Collen Dilenschneider is increasingly becoming my go-to source for general data about audience behavior in relation to pricing. Last month, she posted about the perception and attitudes free, discounted and full price engenders among attendees.

She had previously written, and summarizes in this recent post, that discounts tend to bring people who are already engaged with the organization back through the doors rather than achieving the goal providing additional access to people who can’t easily afford entry. She suggests that part of the reason is that the discounts are communicated through the same channels that made existing audiences aware of the organization rather than through channels and techniques that reach the desired additional audiences:

Thus, it’s often the people who already know that the experience is worthy of their time who take up a general discount. Also, general discounts – even if they are intended to pique the interest of income-qualified audiences – are often promoted using the same channels as every other outbound message, resulting in more awareness of access programs amongst people with household incomes greater than $250,000/year than individuals with household incomes of less than $25,000/year. (Here’s more on this topic.)

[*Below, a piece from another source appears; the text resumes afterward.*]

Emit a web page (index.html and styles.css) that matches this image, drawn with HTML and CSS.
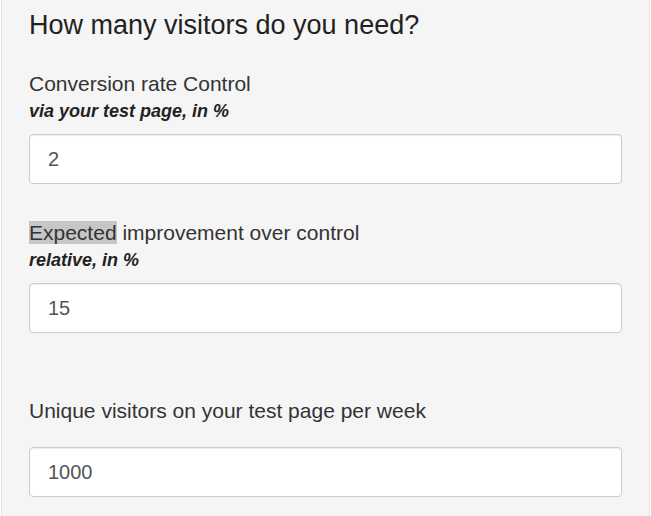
FILE: index.html
```html
<!DOCTYPE html>
<html lang="en">
<head>
  <meta charset="UTF-8">
  <title>Sample size</title>
  <link rel="stylesheet" href="styles.css">
</head>
<body>

  <div class="well">
    <h2>How many visitors do you need?</h2>

    <div class="field first">
      <label class="label" for="rate">Conversion rate Control</label>
      <div class="hint">via your test page, in %</div>
      <input class="form-control" type="text" id="rate" value="2">
    </div>

    <div class="field">
      <label class="label" for="lift"><span class="mark">Expected</span> improvement over control</label>
      <div class="hint">relative, in %</div>
      <input class="form-control" type="text" id="lift" value="15">
    </div>

    <div class="field plain">
      <label class="label" for="visitors">Unique visitors on your test page per week</label>
      <input class="form-control" type="text" id="visitors" value="1000">
    </div>
  </div>

</body>
</html>
```

FILE: styles.css
```css
html, body {
  margin: 0;
  height: 100%;
}
body {
  font-family: "Liberation Sans", Arial, sans-serif;
  color: #333;
  background: #fff;
}
.well {
  box-sizing: border-box;
  min-height: 100%;
  margin: 0 1px;
  padding: 9px 27px 0;
  background: #f5f5f5;
  border-left: 1px solid #e3e3e3;
  border-right: 1px solid #e3e3e3;
}
h2 {
  margin: 0;
  font-size: 27px;
  font-weight: normal;
  line-height: 32px;
  color: #222;
}
.field {
  margin-top: 37px;
}
.field.first {
  margin-top: 31px;
}
.field.plain {
  margin-top: 66px;
}
.label {
  display: block;
  font-size: 21px;
  line-height: 24px;
}
.plain .label {
  margin-bottom: 24px;
}
.mark {
  background: #c6c6c6;
}
.hint {
  margin: 2px 0 10px;
  font-size: 18px;
  line-height: 26px;
  font-weight: bold;
  font-style: italic;
  color: #222;
}
.form-control {
  display: block;
  box-sizing: border-box;
  width: 100%;
  height: 50px;
  padding: 0 18px;
  font-family: inherit;
  font-size: 20px;
  color: #555;
  background: #fff;
  border: 1px solid #ccc;
  border-radius: 4px;
  box-shadow: inset 0 1px 1px rgba(0, 0, 0, .075);
  outline: none;
}
```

The new data she presents surprisingly indicates that the lower the price, the lower the value people place on the organization and experience.

In terms of satisfaction which influences whether people will return, tell their friends and have a higher value-for-cost perceptions,

This may surprise some. (“How can people who get discounts be more satisfied than people who paid no money at all to attend!? They got in for free, for goodness sake!”) What may surprise folks even more is that average satisfaction is notably highest of all among people who paid full admission prices for their experience.

In terms of likeliness to endorse the organization to others, it is much the same.

General admission visitors were significantly more likely to endorse an organization than those who got a discount or attended for free.

As it turns out, when organizations provide a general discount, visitors generally discount them right back.

Perhaps most importantly, what people paid for admission influences the perception of how dedicated the organization is to its mission.

When an organization discounts its onsite experience through free or reduced admission, it impacts how visitors perceive the organization’s mission, too. What happens onsite doesn’t just stay onsite

That’s why this finding may be the most important of all in this article.

People who paid full admission price believed much more strongly that these entities were effective in executing their missions. The difference is dramatic.When an entity discounts its admission price, it changes how the public perceives its mission and what it stands for.

She doesn’t say all discounts and free admissions are bad. As implied earlier, a disciplined, focused strategy of communicating discounts to a specific target audience rather than to the broader constituency can achieve the desired aims. However, it takes time and energy to cultivate relationships with the right people and direct money and resources to the correct communication channels.